Silversands
- First edition cover
- Author: Gareth L. Powell
- Language: English
- Genre: Science fiction
- Publisher: Pendragon Press
- Publication date: 10 April 2010
- Publication place: United Kingdom
- Media type: Print (Hardcover)
- Pages: 160
- ISBN: 978-1906864064

= Silversands =

2010 novel by Gareth L. Powell

Silversands (ISBN 1906864063, published by Pendragon Press) is a science fiction novel by British writer Gareth L. Powell. It was his debut novel.

==Plot summary==
In an age where interstellar travel is dangerous and unpredictable, and no-one knows exactly where a trip ends up, Avril Bradley is a Communications officer on board a ship sent to re-contact as many of these lost souls as possible.

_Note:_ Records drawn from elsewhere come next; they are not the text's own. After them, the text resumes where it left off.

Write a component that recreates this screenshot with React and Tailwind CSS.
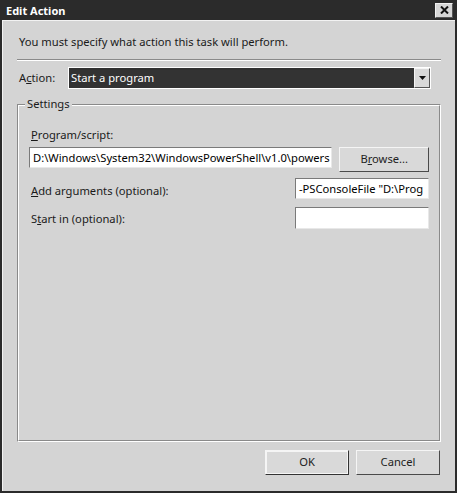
const font = { fontFamily: '"Noto Sans", "Open Sans", sans-serif' };

const Field = ({ value, className }) => (
    <div
        className={`h-[21px] bg-white border border-[#7a7a7a] border-b-[#e8e8e8] border-r-[#e8e8e8] px-[3px] text-[11.2px] leading-[19px] text-black overflow-hidden whitespace-nowrap ${className}`}
    >
        {value}
    </div>
);

const Button = ({ children, className }) => (
    <button
        className={`h-[25px] bg-[#d9d9d9] border border-[#f5f5f5] border-b-[#4a4a4a] border-r-[#4a4a4a] text-[11.2px] text-[#222] ${className}`}
    >
        {children}
    </button>
);

export default function App() {
    return (
        <div
            className="w-[457px] h-[493px] bg-[#2b2b2b] p-[2px] pt-0 flex flex-col"
            style={font}
        >
            <div className="h-[20px] flex items-center justify-between pl-[4px] pr-[2px]">
                <span className="text-white font-bold text-[11px] leading-none">
                    Edit Action
                </span>
                <div className="w-[18px] h-[15px] bg-[#d6d6d6] border border-[#f0f0f0] border-b-[#555] border-r-[#555] flex items-center justify-center">
                    <svg width="9" height="8" viewBox="0 0 9 8">
                        <path d="M1 0.5 L8 7.5 M8 0.5 L1 7.5" stroke="#111" strokeWidth="2" />
                    </svg>
                </div>
            </div>
            <div className="flex-1 bg-[#d4d4d4] border-l border-t border-[#f2f2f2] flex flex-col px-[14px] text-[11.2px] text-[#1a1a1a]">
                <div className="pt-[13px] pl-[2px] h-[38px]">
                    You must specify what action this task will perform.
                </div>
                <div className="border-t border-[#8a8a8a] border-b border-b-white" />
                <div className="flex items-center mt-[6px] h-[22px]">
                    <span className="w-[51px] pl-[2px]">
                        A<span className="underline">c</span>tion:
                    </span>
                    <div className="flex-1 mr-[10px] h-[22px] border border-white flex">
                        <div className="flex-1 bg-[#333] text-white px-[2px] leading-[20px]">
                            Start a program
                        </div>
                        <div className="w-[16px] bg-[#d9d9d9] border border-[#f5f5f5] border-b-[#555] border-r-[#555] flex items-center justify-center">
                            <svg width="7" height="4" viewBox="0 0 7 4">
                                <path d="M0 0 H7 L3.5 4 Z" fill="#111" />
                            </svg>
                        </div>
                    </div>
                </div>
                <div className="relative mt-[15px] h-[338px] border border-[#8a8a8a] border-b-white border-r-white">
                    <div className="absolute inset-0 border border-white border-b-[#8a8a8a] border-r-[#8a8a8a]" />
                    <span className="absolute -top-[9px] left-[7px] bg-[#d4d4d4] px-[2px]">
                        Settings
                    </span>
                    <div className="relative flex flex-col px-[11px] pt-[22px]">
                        <span className="pl-[2px]">
                            <span className="underline">P</span>rogram/script:
                        </span>
                        <div className="flex gap-[7px] mt-[3px]">
                            <Field
                                value="D:\Windows\System32\WindowsPowerShell\v1.0\powers"
                                className="w-[305px]"
                            />
                            <Button className="w-[90px] h-[24px]">
                                B<span className="underline">r</span>owse...
                            </Button>
                        </div>
                        <div className="flex items-center justify-between mt-[6px]">
                            <span className="pl-[2px] pt-[5px]">
                                <span className="underline">A</span>dd arguments (optional):
                            </span>
                            <Field
                                value='-PSConsoleFile "D:\Prog'
                                className="w-[134px]"
                            />
                        </div>
                        <div className="flex items-center justify-between mt-[7px]">
                            <span className="pl-[2px] pt-[3px]">
                                S<span className="underline">t</span>art in (optional):
                            </span>
                            <Field value="" className="w-[134px] h-[22px]" />
                        </div>
                    </div>
                </div>
                <div className="flex justify-end gap-[7px] mt-[8px] pr-[1px]">
                    <Button className="w-[84px] border-[#333] border-b-[#333] border-r-[#333] outline outline-1 outline-[#f5f5f5] -outline-offset-2">
                        OK
                    </Button>
                    <Button className="w-[84px]">Cancel</Button>
                </div>
            </div>
        </div>
    );
}
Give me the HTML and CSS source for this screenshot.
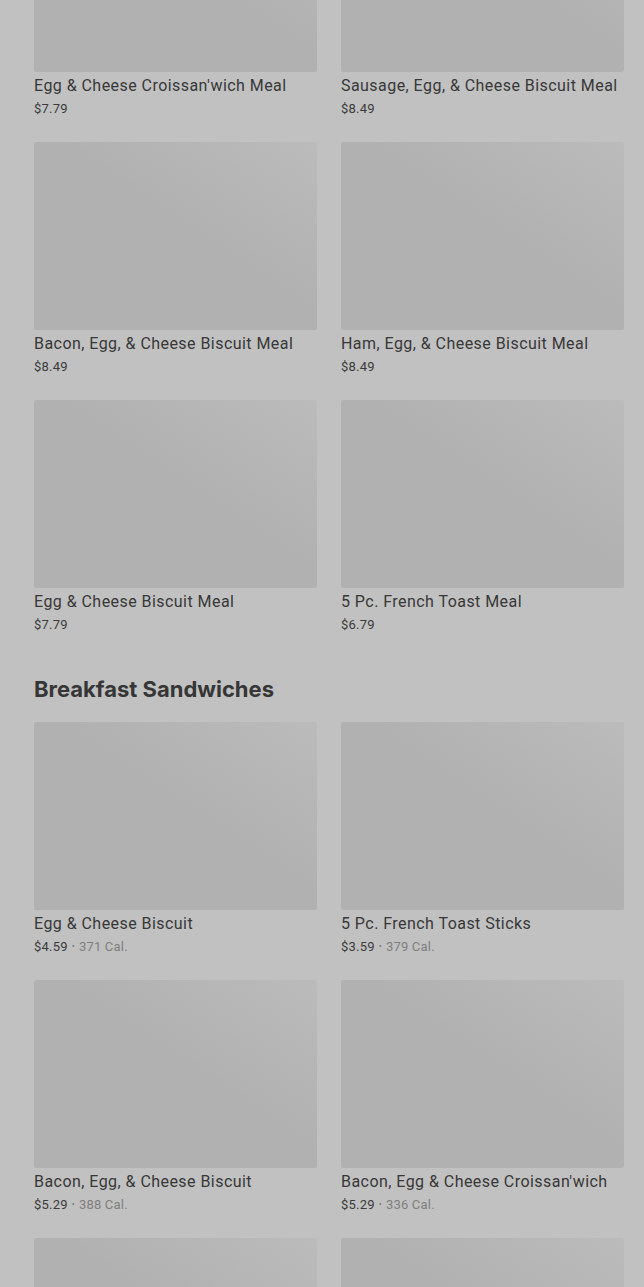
FILE: index.html
```html
<!DOCTYPE html>
<html lang="en">
<head>
    <meta charset="UTF-8">
    <meta name="viewport" content="width=device-width, initial-scale=1.0">
    <title>Breakfast Menu</title>
    <link rel="stylesheet" href="styles.css">
</head>
<body>
    <div class="menu">
        <section class="category">
            <div class="grid">
                <div class="item">
                    <div class="item-image"></div>
                    <div class="item-name">Egg &amp; Cheese Croissan'wich Meal</div>
                    <div class="item-info"><span class="price">$7.79</span></div>
                </div>
                <div class="item">
                    <div class="item-image"></div>
                    <div class="item-name">Sausage, Egg, &amp; Cheese Biscuit Meal</div>
                    <div class="item-info"><span class="price">$8.49</span></div>
                </div>
                <div class="item">
                    <div class="item-image"></div>
                    <div class="item-name">Bacon, Egg, &amp; Cheese Biscuit Meal</div>
                    <div class="item-info"><span class="price">$8.49</span></div>
                </div>
                <div class="item">
                    <div class="item-image"></div>
                    <div class="item-name">Ham, Egg, &amp; Cheese Biscuit Meal</div>
                    <div class="item-info"><span class="price">$8.49</span></div>
                </div>
                <div class="item">
                    <div class="item-image"></div>
                    <div class="item-name">Egg &amp; Cheese Biscuit Meal</div>
                    <div class="item-info"><span class="price">$7.79</span></div>
                </div>
                <div class="item">
                    <div class="item-image"></div>
                    <div class="item-name">5 Pc. French Toast Meal</div>
                    <div class="item-info"><span class="price">$6.79</span></div>
                </div>
            </div>
        </section>

        <section class="category">
            <h2>Breakfast Sandwiches</h2>
            <div class="grid">
                <div class="item">
                    <div class="item-image"></div>
                    <div class="item-name">Egg &amp; Cheese Biscuit</div>
                    <div class="item-info"><span class="price">$4.59</span><span class="dot">•</span><span class="cal">371 Cal.</span></div>
                </div>
                <div class="item">
                    <div class="item-image"></div>
                    <div class="item-name">5 Pc. French Toast Sticks</div>
                    <div class="item-info"><span class="price">$3.59</span><span class="dot">•</span><span class="cal">379 Cal.</span></div>
                </div>
                <div class="item">
                    <div class="item-image"></div>
                    <div class="item-name">Bacon, Egg, &amp; Cheese Biscuit</div>
                    <div class="item-info"><span class="price">$5.29</span><span class="dot">•</span><span class="cal">388 Cal.</span></div>
                </div>
                <div class="item">
                    <div class="item-image"></div>
                    <div class="item-name">Bacon, Egg &amp; Cheese Croissan'wich</div>
                    <div class="item-info"><span class="price">$5.29</span><span class="dot">•</span><span class="cal">336 Cal.</span></div>
                </div>
                <div class="item">
                    <div class="item-image"></div>
                </div>
                <div class="item">
                    <div class="item-image"></div>
                </div>
            </div>
        </section>
    </div>
</body>
</html>
```

FILE: styles.css
```css
body {
    margin: 0;
    padding: 0;
    background-color: #c1c1c1;
    font-family: Roboto, "Liberation Sans", sans-serif;
    color: #3b3b3b;
    overflow: hidden;
}

/* page is scrolled part way into the first category */
.menu {
    margin-top: -116px;
    padding: 0 20px 0 34px;
}

.category {
    margin-bottom: 39px;
}

.category h2 {
    margin: 0 0 18px;
    font-family: Inter, sans-serif;
    font-size: 22px;
    font-weight: 700;
    line-height: 30px;
    color: #363636;
}

.grid {
    display: grid;
    grid-template-columns: 283px 283px;
    column-gap: 24px;
    row-gap: 23px;
}

.item-image {
    height: 188px;
    border-radius: 2px;
    background: linear-gradient(to top right, #b1b1b1 55%, #bbbbbb);
}

.item-name {
    margin-top: 3px;
    font-size: 16px;
    font-weight: 400;
    letter-spacing: 0.45px;
    line-height: 22px;
    white-space: nowrap;
    color: #383838;
}

.item-info {
    display: flex;
    align-items: center;
    gap: 4px;
    height: 22px;
    font-size: 13px;
    letter-spacing: 0.2px;
}

.price {
    color: #3b3b3b;
}

.dot {
    font-size: 9px;
    line-height: 1;
    color: #7a7a7a;
}

.cal {
    color: #7f7f7f;
}
```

But a mysterious explosion strands her in a world of political intrigue, espionage and subterfuge; a world of retired cops, digital ghosts and corporate assassins who fight for possession of computer data that had lain undisturbed for almost a century.

==Ebook edition==
As Silversands was only produced in a limited run in hardcover, online publisher Anarchy Books released a mass-market ebook edition in April 2012, including the bonus short story "Memory Dust".

==Critical reception==
The novel received mostly favorable reviews, including reviews from Interzone and Eric Brown in The Guardian. Brown regarded the novel as a "fine hi-tech romp" but was critical of what he called "a rushed and melodramatic dénouement."